Syrian churches cancel Good Friday rituals

DAMASCUS, Syria, April 22 (UPI) — Churches across Syria canceled outdoor Good Friday services as the country braced for “Great Friday” protests that organizers vowed would be the biggest yet.

“All of the Syrian churches have decided this together because of the bad situation and because of the martyrs who have died in recent days, out of respect for them,” Bishop Philoxenos Mattias, assistant to the Syriac Orthodox Church patriarchate in Damascus told The Daily Telegraph of London.

Services for the Christian minorities, estimated at about 2 million people, will still take place inside the churches, but all street processions and public music performances have been canceled, he told the newspaper.

“We decided to postpone them till next year,” he said.

Normally, streets in the Christian quarters of Damascus and other cities would see parades by uniformed marching bands and choirboys, and even re-enactments of the crucifixion of Jesus.

“Things are not good here — how can we celebrate?” a nun speaking from a monastery who asked not to be identified told the newspaper “People are very sad. We cannot celebrate because of all the martyrs who have lost their lives and because of all the destruction that has taken place. We are only going to pray.”

The Good Friday services coincide this year with massive pro-democracy protests planned in the capital, Damascus, and several other key cities after Islam’s Jumu’ah Friday prayer.

The protests come a day after embattled Syrian President Bashar Assad overturned Syria’s half-century-old emergency law, in a bid to defuse the popular protests rattling the country for more than a month.

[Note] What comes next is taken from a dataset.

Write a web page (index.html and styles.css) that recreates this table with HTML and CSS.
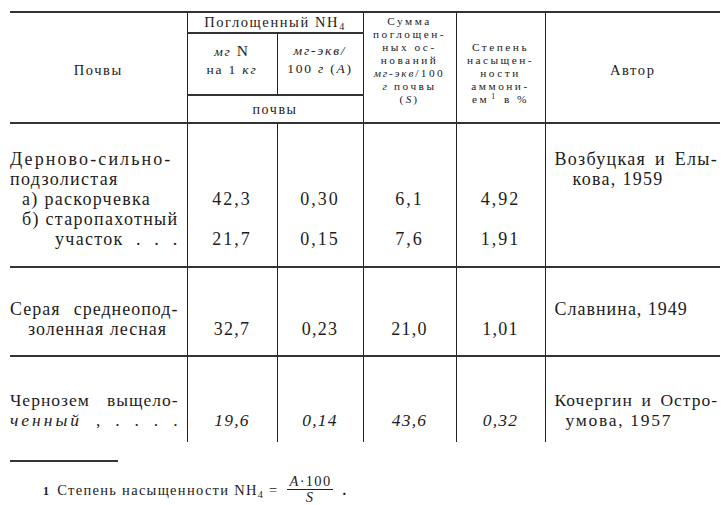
FILE: index.html
```html
<!DOCTYPE html>
<html lang="ru">
<head>
<meta charset="utf-8">
<title>Поглощенный аммоний</title>
<link rel="stylesheet" href="styles.css">
</head>
<body>
<div class="page">
  <table class="data">
    <colgroup>
      <col class="w1"><col class="w2"><col class="w3"><col class="w4"><col class="w5"><col class="w6">
    </colgroup>
    <thead>
      <tr class="h1">
        <th rowspan="3" class="first soil">Почвы</th>
        <th colspan="2" class="nh4">Поглощенный NH<sub>4</sub></th>
        <th rowspan="3" class="sum">Сумма<br>поглощен-<br>ных ос-<br>нований<br><i>мг-экв</i>/100<br><i>г</i> почвы<br>(<i>S</i>)</th>
        <th rowspan="3" class="deg">Степень<br>насыщен-<br>ности<br>аммони-<br>ем<sup>1</sup> в %</th>
        <th rowspan="3" class="author">Автор</th>
      </tr>
      <tr class="h2">
        <th class="unit"><i>мг</i> <span class="big">N</span><br>на 1 <i>кг</i></th>
        <th class="unit"><i>мг-экв/</i><br>100 <i>г</i> (<i>A</i>)</th>
      </tr>
      <tr class="h3">
        <th colspan="2" class="per">почвы</th>
      </tr>
    </thead>
    <tbody>
      <tr class="r1">
        <td class="first soiltxt">
          <div class="wide">Дерново-сильно-</div>
          <div>подзолистая</div>
          <div class="ind1">а) раскорчевка</div>
          <div class="ind1">б) старопахотный</div>
          <div class="ind2 j">участок . . .</div>
        </td>
        <td class="num"><br><br>42,3<br><br>21,7</td>
        <td class="num"><br><br>0,30<br><br>0,15</td>
        <td class="num"><br><br>6,1<br><br>7,6</td>
        <td class="num"><br><br>4,92<br><br>1,91</td>
        <td class="auth">
          <div class="j">Возбуцкая и Елы-</div>
          <div class="ind3">кова, 1959</div>
        </td>
      </tr>
      <tr class="r2">
        <td class="first soiltxt cond">
          <div class="j">Серая среднеопод-</div>
          <div class="ind4">золенная лесная</div>
        </td>
        <td class="num cond"><br>32,7</td>
        <td class="num cond"><br>0,23</td>
        <td class="num cond"><br>21,0</td>
        <td class="num cond"><br>1,01</td>
        <td class="auth cond">
          <div>Славнина, 1949</div>
        </td>
      </tr>
      <tr class="r3">
        <td class="first soiltxt cond">
          <div class="j">Чернозем выщело-</div>
          <div class="j"><i class="itw">ченный</i> , . . . .</div>
        </td>
        <td class="num cond"><br><i>19,6</i></td>
        <td class="num cond"><br><i>0,14</i></td>
        <td class="num cond"><br><i>43,6</i></td>
        <td class="num cond"><br><i>0,32</i></td>
        <td class="auth cond">
          <div class="j">Кочергин и Остро-</div>
          <div class="ind5">умова, 1957</div>
        </td>
      </tr>
    </tbody>
  </table>

  <div class="rule"></div>
  <p class="note"><span class="mark">1</span> Степень насыщенности NH<sub>4</sub> = <span class="frac"><span class="numer"><i>A</i>·100</span><span class="denom"><i>S</i></span></span> <span class="dot">.</span></p>
</div>
</body>
</html>
```

FILE: styles.css
```css
html, body {
  margin: 0;
  padding: 0;
  background: #ffffff;
}

body {
  color: #1c1c1c;
  font-family: "Liberation Serif", "Times New Roman", serif;
}

.page {
  padding: 11px 5px 0 10px;
}

table.data {
  border-collapse: collapse;
  table-layout: fixed;
  width: 710px;
}

col.w1 { width: 177px; }
col.w2 { width: 90px; }
col.w3 { width: 86px; }
col.w4 { width: 93px; }
col.w5 { width: 89px; }
col.w6 { width: 175px; }

th, td {
  padding: 0;
  border-left: 1px solid #222;
}

th.first, td.first {
  border-left: none;
}

/* header */
thead th {
  font-weight: normal;
  font-size: 13px;
  letter-spacing: 1.4px;
  line-height: 15px;
  text-align: center;
  vertical-align: middle;
}

tr.h1 th {
  border-top: 2px solid #333;
}

tr.h1 { height: 21px; }
tr.h2 { height: 62px; }
tr.h3 { height: 28px; }

th.nh4 {
  border-bottom: 2px solid #333;
  font-size: 14.5px;
  letter-spacing: 1.6px;
}

th.unit {
  font-size: 13.5px;
  letter-spacing: 1.8px;
  line-height: 18px;
  padding-bottom: 8px;
}

tr.h3 th {
  border-top: 2px solid #333;
  font-size: 14px;
  letter-spacing: 1.6px;
}

th.soil, th.author {
  font-size: 14.5px;
  letter-spacing: 1.6px;
  padding-top: 6px;
}

th.sum, th.deg {
  vertical-align: bottom;
  padding-bottom: 16px;
  font-size: 11.3px;
  letter-spacing: 2.5px;
  line-height: 13px;
}

th.sum i {
  letter-spacing: 1.8px;
}

.big {
  font-size: 15.5px;
}

sub {
  font-size: 70%;
  vertical-align: -3px;
  line-height: 0;
}

sup {
  font-size: 70%;
  vertical-align: 4px;
  line-height: 0;
  margin: 0 1px 0 2px;
}

/* body rows */
tbody td {
  vertical-align: top;
  font-size: 18px;
  line-height: 20px;
  letter-spacing: 1.3px;
}

tr.r1 td {
  border-top: 2px solid #333;
  padding-top: 25px;
}

tr.r2 td {
  border-top: 2px solid #333;
  padding-top: 31px;
}

tr.r3 td {
  border-top: 2px solid #333;
  padding-top: 33px;
}

tr.r1 { height: 144px; }
tr.r2 { height: 89px; }
tr.r3 { height: 86px; }

td.soiltxt {
  padding-right: 8px;
}

td.num {
  text-align: center;
  letter-spacing: 2px;
}

td.auth {
  padding-left: 9px;
  padding-right: 2px;
}

td.cond {
  letter-spacing: 1px;
}

td.num.cond {
  letter-spacing: 1.2px;
}

tr.r3 td.cond {
  font-size: 17.5px;
  line-height: 20px;
}

.wide {
  letter-spacing: 2.1px;
  white-space: nowrap;
}

.itw {
  letter-spacing: 3px;
}

.j {
  text-align: justify;
  text-align-last: justify;
}

.ind1 { padding-left: 12px; }
.ind2 { padding-left: 45px; }
.ind3 { padding-left: 18px; }
.ind4 { padding-left: 18px; }
.ind5 { padding-left: 11px; letter-spacing: 1.7px; }

/* footnote */
.rule {
  width: 108px;
  height: 0;
  border-top: 2px solid #333;
  margin-top: 18px;
}

.note {
  margin: 15px 0 0 33px;
  font-size: 14.5px;
  letter-spacing: 1.3px;
  line-height: 20px;
  white-space: nowrap;
}

.mark {
  font-weight: bold;
  font-size: 12px;
  margin-right: 2px;
}

.frac {
  display: inline-block;
  vertical-align: middle;
  text-align: center;
  margin-left: 3px;
  position: relative;
  top: -3px;
}

.numer {
  display: block;
  line-height: 14px;
  padding: 0 2px 1px 3px;
  border-bottom: 1px solid #222;
}

.denom {
  display: block;
  line-height: 14px;
}

.dot {
  margin-left: 4px;
  font-weight: bold;
}
```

Even as he signed decrees repealing harsh emergency rule in place since 1963 and granting citizens the right to protest peacefully with government approval, Syrian police officers, soldiers and military vehicles amassed in Damascus and Homs, Syria’s third-largest city, residents told The New York Times.

Homs, an industrial center with 1.5 million people, is where a government crackdown this week dispersed one of the largest gatherings since demonstrations began last month.

Army units also took up positions in and around the city of Daraa in southwestern Syria near the Jordanian border, where the protests first erupted in March, The Jerusalem Post reported.

Organizers have looked to Friday’s demonstrations as possibly being the moment when the pro-democracy movement might build the critical mass reached in Egypt and Tunisia, the Times said.

They also saw them as a litmus test to see if Assad’s government would live by the decrees he signed.

The unrest poses the gravest threat to Assad’s rule since he succeeded his father, Hafez Assad, 11 years ago.